"I can't talk right now, Duke. I'm in the Twilight Zone."
Martin (John Mahoney)
It is said that everyone has a double somewhere in this world.
That probably makes the odds against encountering your doppelgänger extraordinarily high. For example, I'm in Dallas, Texas. Suppose my doppelgänger is in Europe somewhere — or perhaps Australia or Russia. I haven't been overseas in a long time (I was in my teens), and I have no plans to go overseas anytime soon. Unless my doppelgänger plans to come to America — Dallas, specifically, since I rarely travel — we will probably never meet.
Considering the size of the world, that's likely to be the case for most people. The song may say it's a small world, but the truth is that it is we the people who are small — at least when compared to the world. A person's doppelgänger is likely to be half a world away. Might as well be on the moon.
My guess is that doppelgängers (assuming they do exist) hardly ever live in the same city — but that was how it apparently was for Niles (David Hyde Pierce) and his doppelgänger in the episode of Frasier, "Mixed Doubles," that aired on this night in 1996.

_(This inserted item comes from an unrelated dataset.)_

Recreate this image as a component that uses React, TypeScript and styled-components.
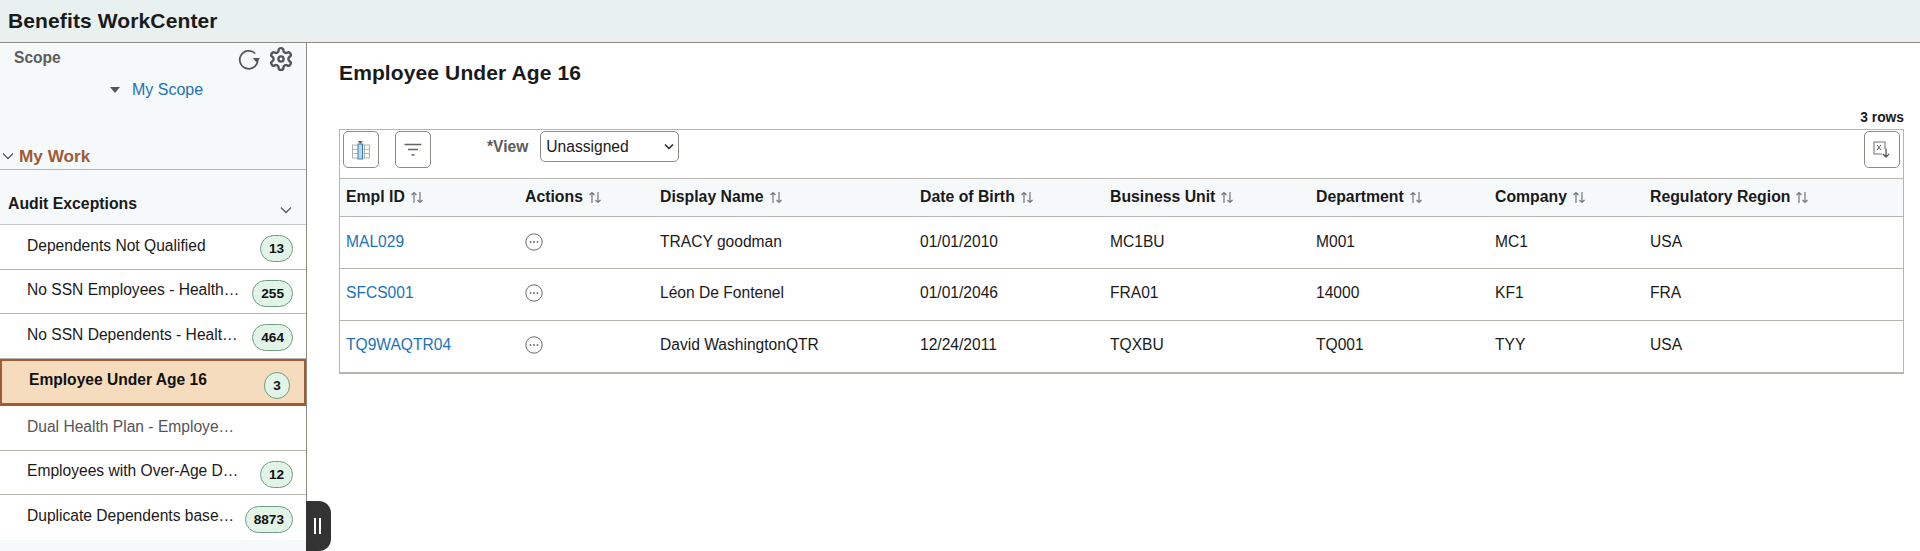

When the episode began, the Cranes were enjoying various pursuits at home, and Daphne (Jane Leeves) came in from her date, confessing that she and her boyfriend had broken up. The news was not exactly greeted as tragic by Niles, who had been pining for Daphne since the series began more than three years earlier. He told Frasier (Kelsey Grammer) that he was going to confess his feelings to Daphne.
Frasier urged him to wait. Daphne was vulnerable and needed more time to get over the shock. He had waited this long, Frasier noted. One more day wouldn't make a difference.
Ah, but it did.
When Niles came over the next day, he was on the verge of telling Daphne how he felt when she received a phone call from a fellow she met the night before when Roz (Peri Gilpin) took her to a singles bar to take Daphne's mind off her former beau.
This fellow apparently had swept Daphne up on the rebound, and she was no longer available, but Niles had, as he called it, a "fallback plan," which was to have Roz take him to that singles bar — which she did, and Niles met a charming young woman named Adelle (that is the correct spelling, by the way — Niles' opening line was to ask if she spelled her name with one L or two). They started dating.
Then, when Niles was introducing Adelle to his father and brother, Daphne came in with her new beau, Rodney — and he was the mirror image of Niles. He had many of the same quirks and mannerisms.
Niles couldn't see it at first, but his father and brother certainly did. In one of my favorite moments from the Frasier series, Martin and Frasier retreated to the kitchen upon realizing that Niles and Rodney were like two peas in a pod and said to each other simultaneously, "What the hell was that?"
Frasier said they should tie a bell around Niles' neck so he could be identified.
When Niles realized how alike he and Rodney were, he was furious. Frasier had talked him out of approaching Daphne the very night she fell for Rodney.
But Rodney apparently hadn't fallen as hard as Daphne had. Frasier and Niles soon discovered that he was seeing Adelle.
When they confronted Rodney, he told them he planned to break things off with Daphne that evening over drinks. Niles suggested that he should do it instead, and Rodney agreed.
So Niles kept the date with what he thought would be an unsuspecting Daphne — except that she had been running late so she called Rodney and he told her everything.
And then Daphne and Niles had a heart–warming conversation that, in its way, foreshadowed what was to come.
If you have never seen this episode, it is well worth seeing. Funny and poignant at the same time.